There is nothing like a picture to liven up your message. Everyone responds well to having illustrations alongside text. They can be as straightforward as graphs and charts, or as elaborate as photographs or hand drawings. In your newsletter, clipart will probably be used most often. There are literally hundreds of places to find clipart—with millions of images to choose from. Don’t fall into these three traps when using graphics in your newsletter.
- The most common mistake people make when using clipart is overdoing it. It is nice to have so many images to choose from, but you don’t need to use more than a few to convey your message effectively. Don’t use graphics just to fill up space. Your readers will find your newsletter more useful if it is filled with interesting, informative articles, rather than full of illustrations with little meaning.
- The second most common mistake is making the graphics you use in your newsletter too small.
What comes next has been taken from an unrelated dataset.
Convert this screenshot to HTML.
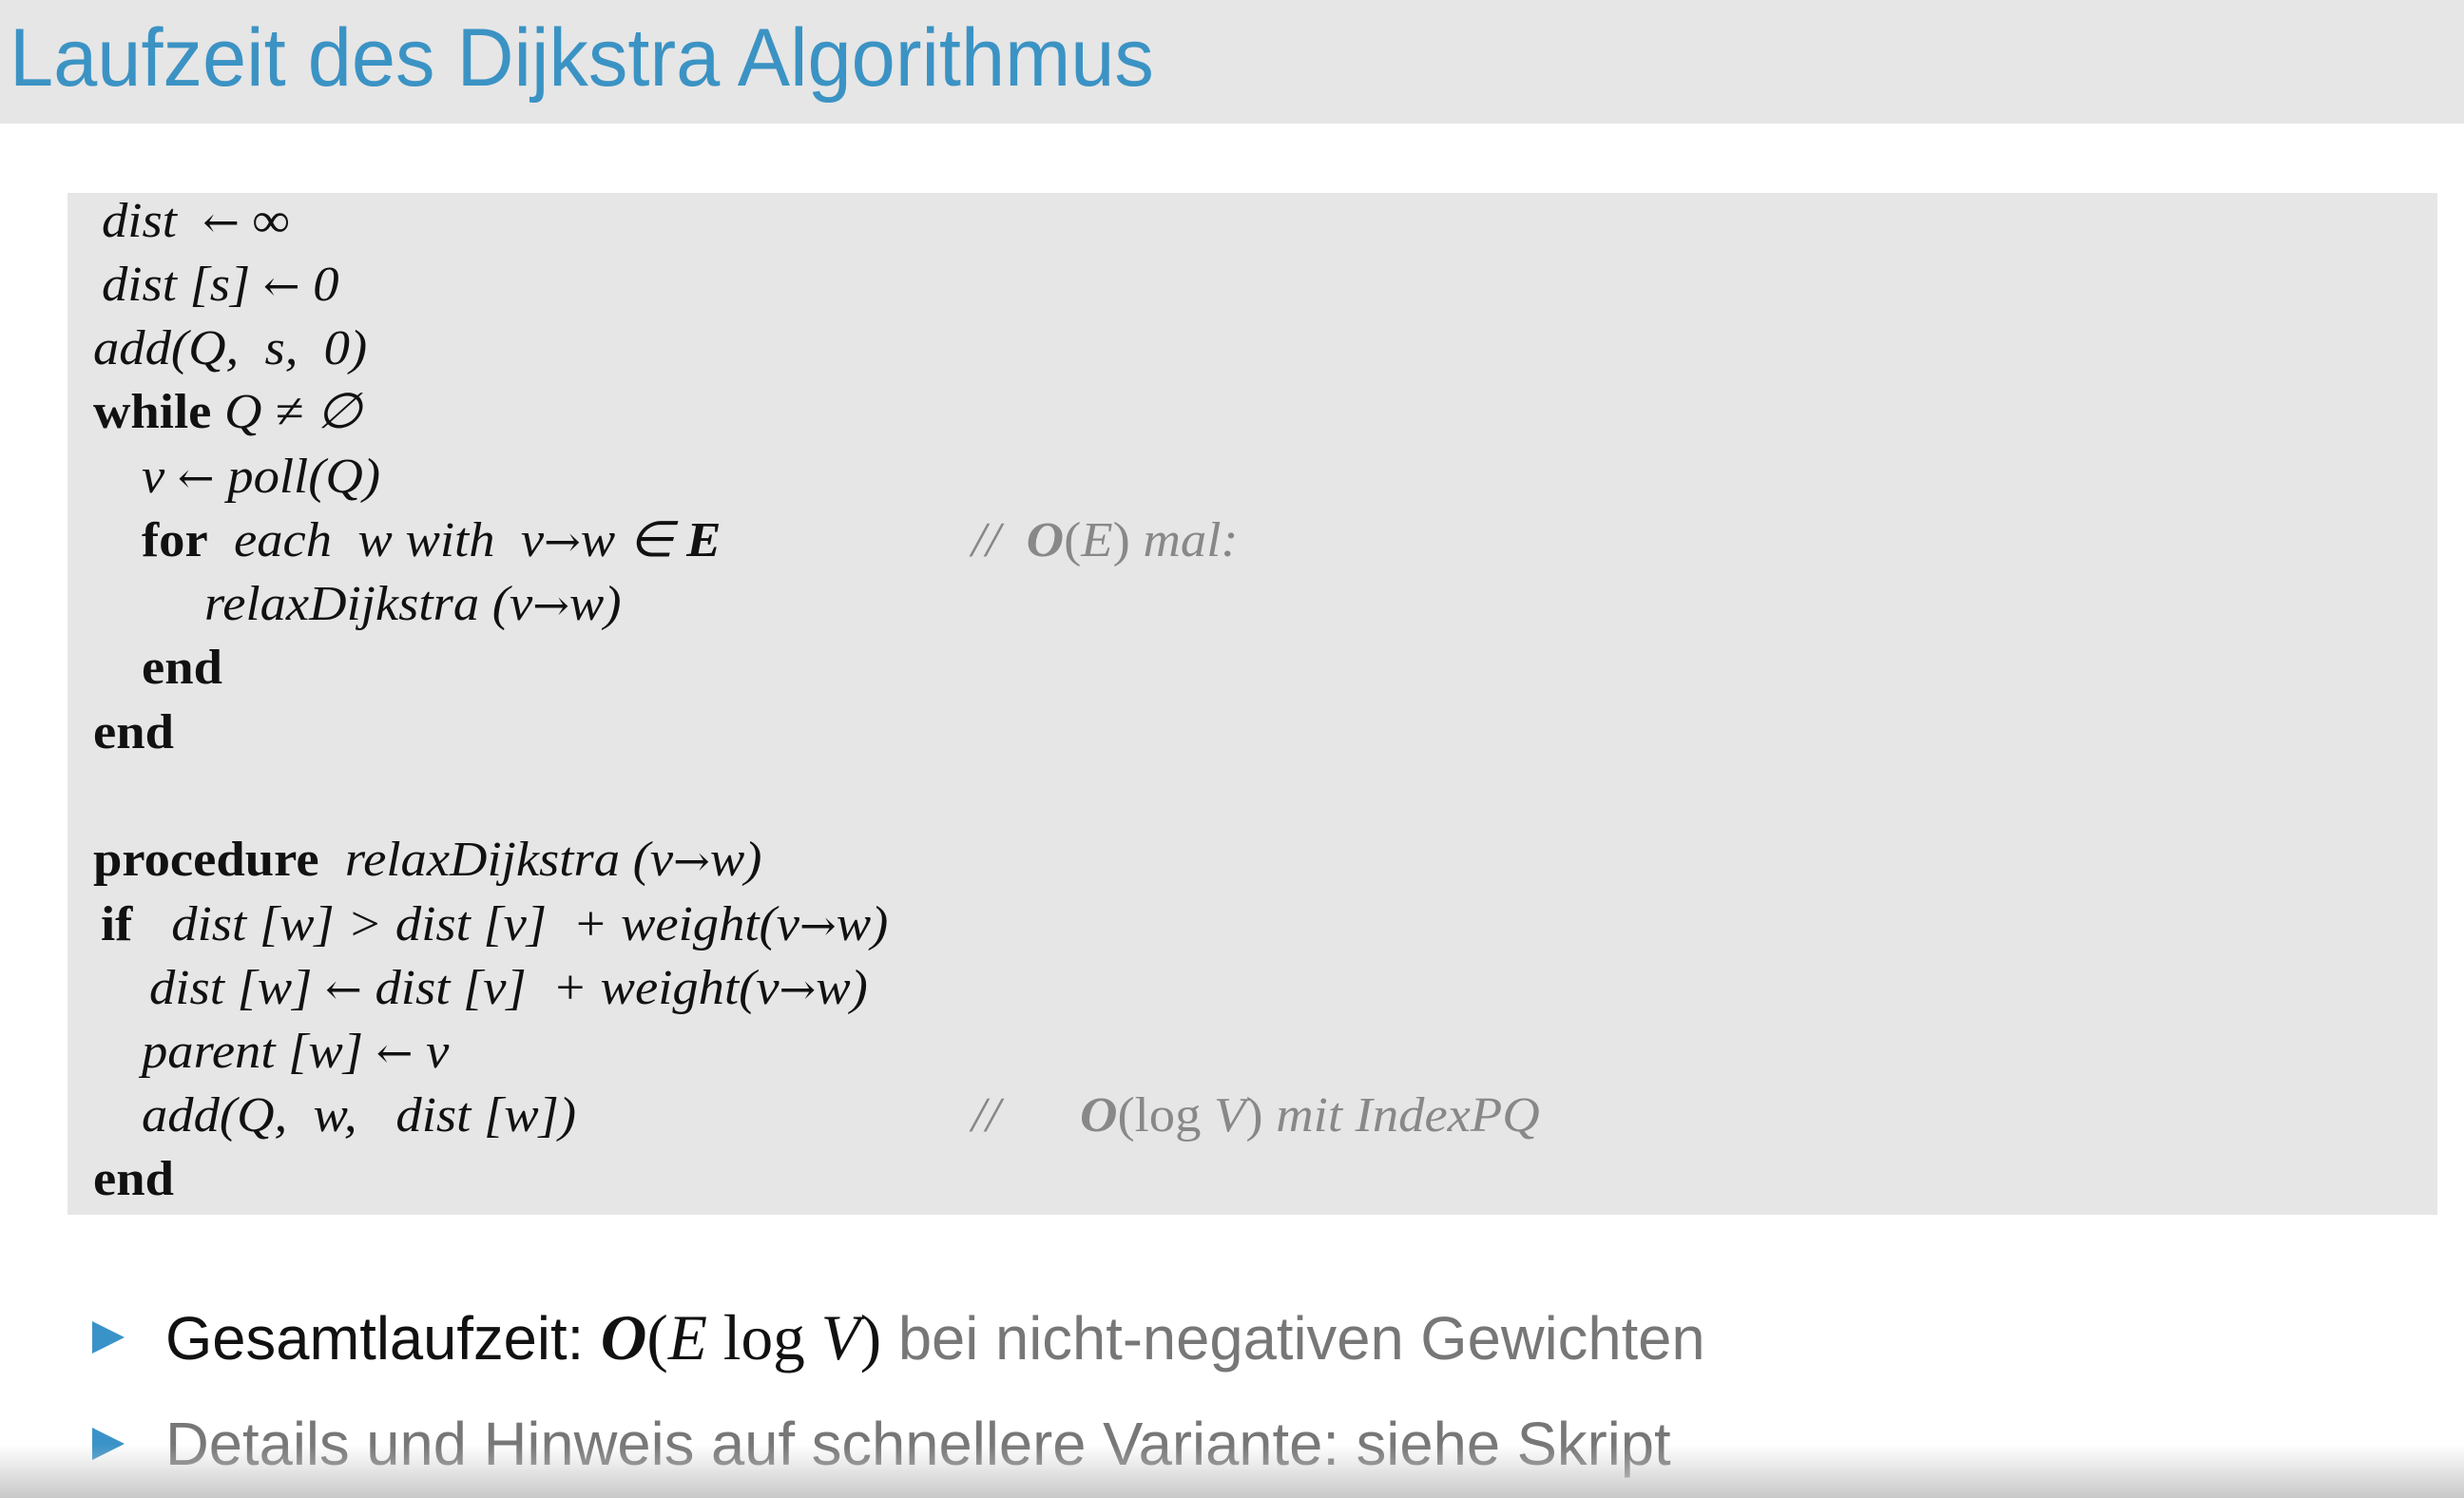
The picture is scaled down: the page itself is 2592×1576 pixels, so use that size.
<!DOCTYPE html>
<html><head><meta charset="utf-8"><style>
html,body{margin:0;padding:0}
body{width:2592px;height:1576px;position:relative;overflow:hidden;background:#fff;font-family:"Liberation Serif",serif}
#hdr{position:absolute;left:0;top:0;width:2592px;height:130px;background:#e6e6e6}
#title{position:absolute;left:10px;top:11px;font-family:"Liberation Sans",sans-serif;font-size:86px;line-height:100px;color:#3b93c4;transform:scaleX(0.965);transform-origin:0 0;white-space:nowrap}
#box{position:absolute;left:71px;top:203px;width:2493px;height:1075px;background:#e6e6e6}
.l{position:absolute;font-size:52px;line-height:60px;font-style:italic;white-space:pre;color:#111;transform:scaleX(1.05);transform-origin:0 0}
.l b{font-style:normal;font-weight:bold}
.a{font-family:"DejaVu Serif",serif;font-style:normal;font-size:44px}
.c{color:#888}
.c b{font-style:italic}
.bul{position:absolute;left:97px;width:0;height:0;border-top:17px solid transparent;border-bottom:17px solid transparent;border-left:34px solid #3a93c8}
.bt{position:absolute;left:174px;font-family:"Liberation Sans",sans-serif;font-size:64px;line-height:70px;white-space:nowrap;color:#777;transform:scaleX(0.99);transform-origin:0 0}
.bt .m{font-family:"Liberation Serif",serif;color:#111;font-size:68px}
#fade{position:absolute;left:0;top:1520px;width:2592px;height:56px;background:linear-gradient(#fff0,#c8c8c8)}
</style></head><body>
<div id="hdr"></div>
<div id="title">Laufzeit des Dijkstra Algorithmus</div>
<div id="box"></div>
<div class="l" style="left:107px;top:203px">dist  <span class="a">←</span> ∞</div>
<div class="l" style="left:107px;top:270px">dist [s] <span class="a">←</span> 0</div>
<div class="l" style="left:98px;top:337px">add(Q,  s,  0)</div>
<div class="l" style="left:98px;top:404px"><b>while</b> Q ≠ ∅</div>
<div class="l" style="left:149px;top:472px">v <span class="a">←</span> poll(Q)</div>
<div class="l" style="left:149px;top:539px"><b>for</b>  each  w with  v<span class="a">→</span>w ∈ <b style="font-style:italic">E</b></div>
<div class="l c" style="left:1022px;top:539px">//  <b>O</b><span style="font-style:normal">(</span>E<span style="font-style:normal">)</span> mal:</div>
<div class="l" style="left:215px;top:606px">relaxDijkstra (v<span class="a">→</span>w)</div>
<div class="l" style="left:149px;top:673px"><b>end</b></div>
<div class="l" style="left:98px;top:741px"><b>end</b></div>
<div class="l" style="left:98px;top:875px"><b>procedure</b>  relaxDijkstra (v<span class="a">→</span>w)</div>
<div class="l" style="left:106px;top:943px"><b>if</b>   dist [w] &gt; dist [v]  + weight(v<span class="a">→</span>w)</div>
<div class="l" style="left:157px;top:1010px">dist [w] <span class="a">←</span> dist [v]  + weight(v<span class="a">→</span>w)</div>
<div class="l" style="left:149px;top:1077px">parent [w] <span class="a">←</span> v</div>
<div class="l" style="left:149px;top:1144px">add(Q,  w,   dist [w])</div>
<div class="l c" style="left:1022px;top:1144px">//</div>
<div class="l c" style="left:1136px;top:1144px"><b>O</b><span style="font-style:normal">(log </span>V<span style="font-style:normal">)</span> mit IndexPQ</div>
<div class="l" style="left:98px;top:1211px"><b>end</b></div>
<div class="bul" style="top:1390px"></div>
<div class="bt" style="top:1372px"><span style="color:#111">Gesamtlaufzeit:  </span><span class="m"><b><i>O</i></b>(<i>E</i> log <i>V</i>)</span> bei nicht-negativen Gewichten</div>
<div class="bul" style="top:1502px"></div>
<div class="bt" style="top:1484px">Details und Hinweis auf schnellere Variante: siehe Skript</div>
<div id="fade"></div>
</body></html>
Choose the best clipart for the story you’d like to illustrate. Make it as large as the space allows. You will find that your page looks neat and uncluttered. Your message will be clearer and more straightforward. If you do use a small graphic to illustrate a story, make sure its size is proportional to the story itself. In general, the larger the story, the larger the graphic should be. And vary the size of your graphics to make your layout more interesting.
- Thirdly, using too many different styles of clipart can make your newsletter look sloppy. Clipart comes in a variety of styles. Be consistent in choosing the illustrations for your newsletter. Too many styles can make it seem disconnected and poorly planned.
As with all design rules, these are also made to be broken. Graphics can be used in a number of different styles and still look great. But these basic rules of thumb can help to make your pages look their best.